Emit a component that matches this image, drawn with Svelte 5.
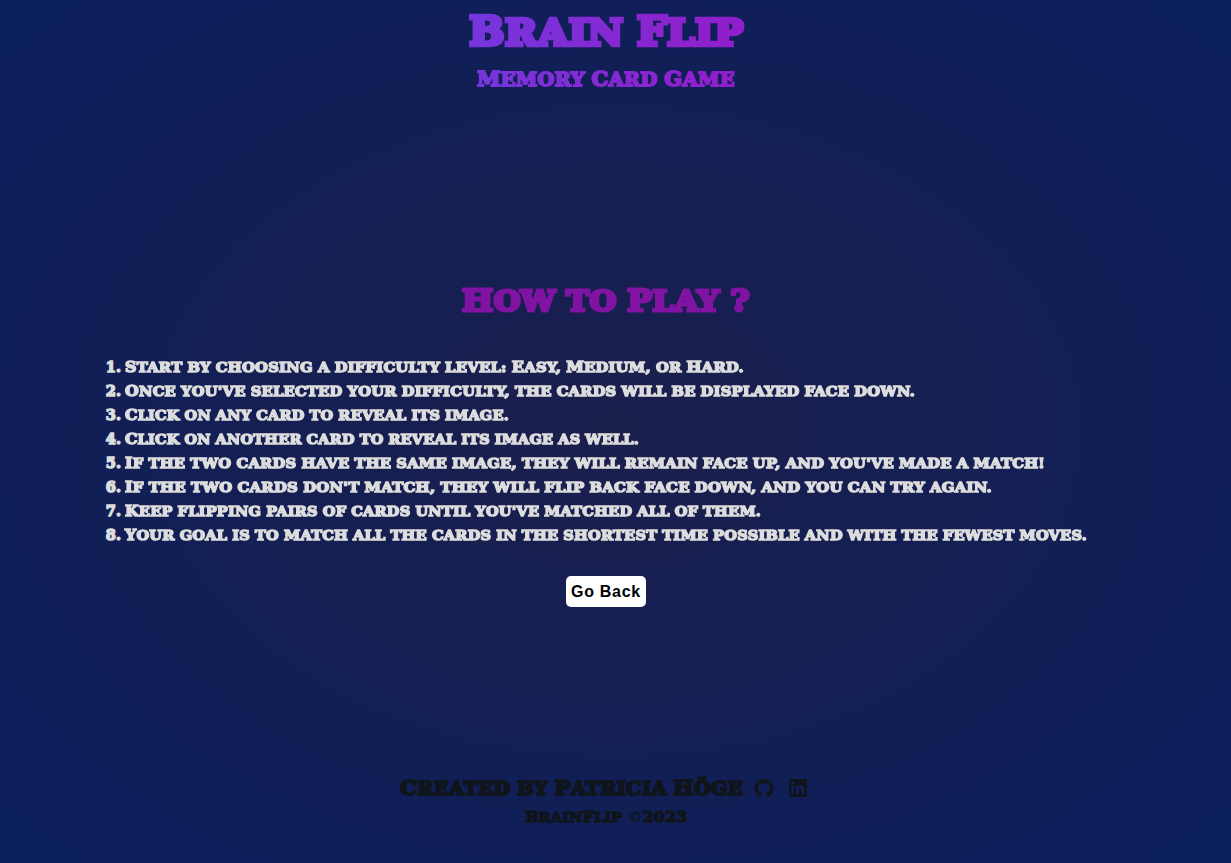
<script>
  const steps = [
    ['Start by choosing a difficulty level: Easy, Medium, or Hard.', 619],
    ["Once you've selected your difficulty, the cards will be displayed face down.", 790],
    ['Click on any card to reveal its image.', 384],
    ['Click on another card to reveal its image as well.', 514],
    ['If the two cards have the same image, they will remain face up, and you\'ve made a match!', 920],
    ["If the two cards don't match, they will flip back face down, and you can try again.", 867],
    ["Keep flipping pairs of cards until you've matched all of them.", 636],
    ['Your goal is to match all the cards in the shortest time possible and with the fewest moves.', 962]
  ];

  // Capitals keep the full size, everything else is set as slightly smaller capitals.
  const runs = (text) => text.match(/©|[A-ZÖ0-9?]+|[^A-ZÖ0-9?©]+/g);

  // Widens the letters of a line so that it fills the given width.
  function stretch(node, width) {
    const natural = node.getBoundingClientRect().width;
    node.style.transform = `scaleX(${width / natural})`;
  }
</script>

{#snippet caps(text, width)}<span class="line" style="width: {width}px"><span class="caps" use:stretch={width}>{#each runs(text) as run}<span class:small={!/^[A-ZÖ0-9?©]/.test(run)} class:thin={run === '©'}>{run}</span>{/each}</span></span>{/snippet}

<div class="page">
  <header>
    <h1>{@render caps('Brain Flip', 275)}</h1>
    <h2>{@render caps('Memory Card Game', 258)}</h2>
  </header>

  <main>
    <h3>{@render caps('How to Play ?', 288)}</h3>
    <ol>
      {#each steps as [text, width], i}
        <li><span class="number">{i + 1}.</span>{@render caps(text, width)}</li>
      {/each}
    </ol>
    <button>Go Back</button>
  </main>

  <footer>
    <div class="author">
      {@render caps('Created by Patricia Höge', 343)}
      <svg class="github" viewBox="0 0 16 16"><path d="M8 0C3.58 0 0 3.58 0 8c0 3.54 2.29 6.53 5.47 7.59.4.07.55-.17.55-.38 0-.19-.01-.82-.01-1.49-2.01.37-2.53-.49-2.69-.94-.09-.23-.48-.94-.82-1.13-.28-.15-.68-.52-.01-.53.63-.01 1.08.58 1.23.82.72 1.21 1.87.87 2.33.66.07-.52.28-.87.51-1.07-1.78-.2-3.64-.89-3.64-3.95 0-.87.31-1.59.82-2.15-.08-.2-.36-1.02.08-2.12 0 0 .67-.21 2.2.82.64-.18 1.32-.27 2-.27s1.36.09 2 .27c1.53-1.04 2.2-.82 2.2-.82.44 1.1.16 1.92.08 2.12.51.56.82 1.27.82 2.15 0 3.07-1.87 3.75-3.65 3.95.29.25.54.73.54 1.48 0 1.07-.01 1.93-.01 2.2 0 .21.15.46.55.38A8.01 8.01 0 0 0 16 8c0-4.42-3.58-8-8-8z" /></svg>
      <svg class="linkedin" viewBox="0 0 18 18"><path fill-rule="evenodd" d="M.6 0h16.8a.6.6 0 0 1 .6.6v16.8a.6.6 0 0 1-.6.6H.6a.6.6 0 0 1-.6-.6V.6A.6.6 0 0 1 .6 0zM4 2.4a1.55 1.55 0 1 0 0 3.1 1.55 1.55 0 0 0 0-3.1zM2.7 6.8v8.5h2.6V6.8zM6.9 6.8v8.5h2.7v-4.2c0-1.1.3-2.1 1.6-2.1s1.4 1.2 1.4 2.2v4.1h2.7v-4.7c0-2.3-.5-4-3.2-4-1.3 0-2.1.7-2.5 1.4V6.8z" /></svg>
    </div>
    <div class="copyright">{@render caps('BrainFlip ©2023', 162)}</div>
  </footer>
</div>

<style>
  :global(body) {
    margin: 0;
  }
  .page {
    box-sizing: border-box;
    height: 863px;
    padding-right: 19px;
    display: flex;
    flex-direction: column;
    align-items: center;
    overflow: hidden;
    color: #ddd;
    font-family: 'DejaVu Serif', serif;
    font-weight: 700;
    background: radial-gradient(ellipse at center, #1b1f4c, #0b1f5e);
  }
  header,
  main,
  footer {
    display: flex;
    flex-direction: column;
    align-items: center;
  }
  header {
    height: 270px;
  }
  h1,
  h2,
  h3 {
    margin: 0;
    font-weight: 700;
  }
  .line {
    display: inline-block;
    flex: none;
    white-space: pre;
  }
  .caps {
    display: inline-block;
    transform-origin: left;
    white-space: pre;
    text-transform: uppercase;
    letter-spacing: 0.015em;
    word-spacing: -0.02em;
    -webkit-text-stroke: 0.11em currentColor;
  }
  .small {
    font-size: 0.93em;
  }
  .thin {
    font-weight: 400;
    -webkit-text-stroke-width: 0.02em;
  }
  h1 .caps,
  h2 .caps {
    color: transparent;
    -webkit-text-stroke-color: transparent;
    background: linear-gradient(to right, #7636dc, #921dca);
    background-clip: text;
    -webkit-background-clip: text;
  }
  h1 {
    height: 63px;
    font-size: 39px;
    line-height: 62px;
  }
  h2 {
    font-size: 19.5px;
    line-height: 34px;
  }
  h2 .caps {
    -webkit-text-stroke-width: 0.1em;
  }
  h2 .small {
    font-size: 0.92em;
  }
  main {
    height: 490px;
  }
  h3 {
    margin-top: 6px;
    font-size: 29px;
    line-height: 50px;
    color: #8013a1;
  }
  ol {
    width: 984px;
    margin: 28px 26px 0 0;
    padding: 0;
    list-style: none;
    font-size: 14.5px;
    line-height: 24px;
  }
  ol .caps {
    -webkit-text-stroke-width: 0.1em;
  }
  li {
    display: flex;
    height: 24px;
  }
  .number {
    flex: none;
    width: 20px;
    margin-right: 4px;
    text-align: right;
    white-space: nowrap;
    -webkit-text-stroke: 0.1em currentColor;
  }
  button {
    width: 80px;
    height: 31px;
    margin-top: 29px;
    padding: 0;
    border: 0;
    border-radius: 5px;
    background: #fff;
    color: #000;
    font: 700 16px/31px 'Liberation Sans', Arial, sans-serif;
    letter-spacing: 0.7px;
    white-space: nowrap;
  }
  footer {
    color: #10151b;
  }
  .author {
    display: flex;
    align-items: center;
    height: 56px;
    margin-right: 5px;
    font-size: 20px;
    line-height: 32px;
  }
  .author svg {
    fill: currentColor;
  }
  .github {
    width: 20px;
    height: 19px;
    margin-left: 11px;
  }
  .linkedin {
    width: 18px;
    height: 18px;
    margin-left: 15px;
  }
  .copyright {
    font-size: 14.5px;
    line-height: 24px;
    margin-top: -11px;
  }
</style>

WHAT YOU ARE ASKED TO DO:
Print the listing above in full, exactly as written. Omit any pictures.

THE REPLY:
Emit a component that matches this image, drawn with Svelte 5.
<script>
  const steps = [
    ['Start by choosing a difficulty level: Easy, Medium, or Hard.', 619],
    ["Once you've selected your difficulty, the cards will be displayed face down.", 790],
    ['Click on any card to reveal its image.', 384],
    ['Click on another card to reveal its image as well.', 514],
    ['If the two cards have the same image, they will remain face up, and you\'ve made a match!', 920],
    ["If the two cards don't match, they will flip back face down, and you can try again.", 867],
    ["Keep flipping pairs of cards until you've matched all of them.", 636],
    ['Your goal is to match all the cards in the shortest time possible and with the fewest moves.', 962]
  ];

  // Capitals keep the full size, everything else is set as slightly smaller capitals.
  const runs = (text) => text.match(/©|[A-ZÖ0-9?]+|[^A-ZÖ0-9?©]+/g);

  // Widens the letters of a line so that it fills the given width.
  function stretch(node, width) {
    const natural = node.getBoundingClientRect().width;
    node.style.transform = `scaleX(${width / natural})`;
  }
</script>

{#snippet caps(text, width)}<span class="line" style="width: {width}px"><span class="caps" use:stretch={width}>{#each runs(text) as run}<span class:small={!/^[A-ZÖ0-9?©]/.test(run)} class:thin={run === '©'}>{run}</span>{/each}</span></span>{/snippet}

<div class="page">
  <header>
    <h1>{@render caps('Brain Flip', 275)}</h1>
    <h2>{@render caps('Memory Card Game', 258)}</h2>
  </header>

  <main>
    <h3>{@render caps('How to Play ?', 288)}</h3>
    <ol>
      {#each steps as [text, width], i}
        <li><span class="number">{i + 1}.</span>{@render caps(text, width)}</li>
      {/each}
    </ol>
    <button>Go Back</button>
  </main>

  <footer>
    <div class="author">
      {@render caps('Created by Patricia Höge', 343)}
      <svg class="github" viewBox="0 0 16 16"><path d="M8 0C3.58 0 0 3.58 0 8c0 3.54 2.29 6.53 5.47 7.59.4.07.55-.17.55-.38 0-.19-.01-.82-.01-1.49-2.01.37-2.53-.49-2.69-.94-.09-.23-.48-.94-.82-1.13-.28-.15-.68-.52-.01-.53.63-.01 1.08.58 1.23.82.72 1.21 1.87.87 2.33.66.07-.52.28-.87.51-1.07-1.78-.2-3.64-.89-3.64-3.95 0-.87.31-1.59.82-2.15-.08-.2-.36-1.02.08-2.12 0 0 .67-.21 2.2.82.64-.18 1.32-.27 2-.27s1.36.09 2 .27c1.53-1.04 2.2-.82 2.2-.82.44 1.1.16 1.92.08 2.12.51.56.82 1.27.82 2.15 0 3.07-1.87 3.75-3.65 3.95.29.25.54.73.54 1.48 0 1.07-.01 1.93-.01 2.2 0 .21.15.46.55.38A8.01 8.01 0 0 0 16 8c0-4.42-3.58-8-8-8z" /></svg>
      <svg class="linkedin" viewBox="0 0 18 18"><path fill-rule="evenodd" d="M.6 0h16.8a.6.6 0 0 1 .6.6v16.8a.6.6 0 0 1-.6.6H.6a.6.6 0 0 1-.6-.6V.6A.6.6 0 0 1 .6 0zM4 2.4a1.55 1.55 0 1 0 0 3.1 1.55 1.55 0 0 0 0-3.1zM2.7 6.8v8.5h2.6V6.8zM6.9 6.8v8.5h2.7v-4.2c0-1.1.3-2.1 1.6-2.1s1.4 1.2 1.4 2.2v4.1h2.7v-4.7c0-2.3-.5-4-3.2-4-1.3 0-2.1.7-2.5 1.4V6.8z" /></svg>
    </div>
    <div class="copyright">{@render caps('BrainFlip ©2023', 162)}</div>
  </footer>
</div>

<style>
  :global(body) {
    margin: 0;
  }
  .page {
    box-sizing: border-box;
    height: 863px;
    padding-right: 19px;
    display: flex;
    flex-direction: column;
    align-items: center;
    overflow: hidden;
    color: #ddd;
    font-family: 'DejaVu Serif', serif;
    font-weight: 700;
    background: radial-gradient(ellipse at center, #1b1f4c, #0b1f5e);
  }
  header,
  main,
  footer {
    display: flex;
    flex-direction: column;
    align-items: center;
  }
  header {
    height: 270px;
  }
  h1,
  h2,
  h3 {
    margin: 0;
    font-weight: 700;
  }
  .line {
    display: inline-block;
    flex: none;
    white-space: pre;
  }
  .caps {
    display: inline-block;
    transform-origin: left;
    white-space: pre;
    text-transform: uppercase;
    letter-spacing: 0.015em;
    word-spacing: -0.02em;
    -webkit-text-stroke: 0.11em currentColor;
  }
  .small {
    font-size: 0.93em;
  }
  .thin {
    font-weight: 400;
    -webkit-text-stroke-width: 0.02em;
  }
  h1 .caps,
  h2 .caps {
    color: transparent;
    -webkit-text-stroke-color: transparent;
    background: linear-gradient(to right, #7636dc, #921dca);
    background-clip: text;
    -webkit-background-clip: text;
  }
  h1 {
    height: 63px;
    font-size: 39px;
    line-height: 62px;
  }
  h2 {
    font-size: 19.5px;
    line-height: 34px;
  }
  h2 .caps {
    -webkit-text-stroke-width: 0.1em;
  }
  h2 .small {
    font-size: 0.92em;
  }
  main {
    height: 490px;
  }
  h3 {
    margin-top: 6px;
    font-size: 29px;
    line-height: 50px;
    color: #8013a1;
  }
  ol {
    width: 984px;
    margin: 28px 26px 0 0;
    padding: 0;
    list-style: none;
    font-size: 14.5px;
    line-height: 24px;
  }
  ol .caps {
    -webkit-text-stroke-width: 0.1em;
  }
  li {
    display: flex;
    height: 24px;
  }
  .number {
    flex: none;
    width: 20px;
    margin-right: 4px;
    text-align: right;
    white-space: nowrap;
    -webkit-text-stroke: 0.1em currentColor;
  }
  button {
    width: 80px;
    height: 31px;
    margin-top: 29px;
    padding: 0;
    border: 0;
    border-radius: 5px;
    background: #fff;
    color: #000;
    font: 700 16px/31px 'Liberation Sans', Arial, sans-serif;
    letter-spacing: 0.7px;
    white-space: nowrap;
  }
  footer {
    color: #10151b;
  }
  .author {
    display: flex;
    align-items: center;
    height: 56px;
    margin-right: 5px;
    font-size: 20px;
    line-height: 32px;
  }
  .author svg {
    fill: currentColor;
  }
  .github {
    width: 20px;
    height: 19px;
    margin-left: 11px;
  }
  .linkedin {
    width: 18px;
    height: 18px;
    margin-left: 15px;
  }
  .copyright {
    font-size: 14.5px;
    line-height: 24px;
    margin-top: -11px;
  }
</style>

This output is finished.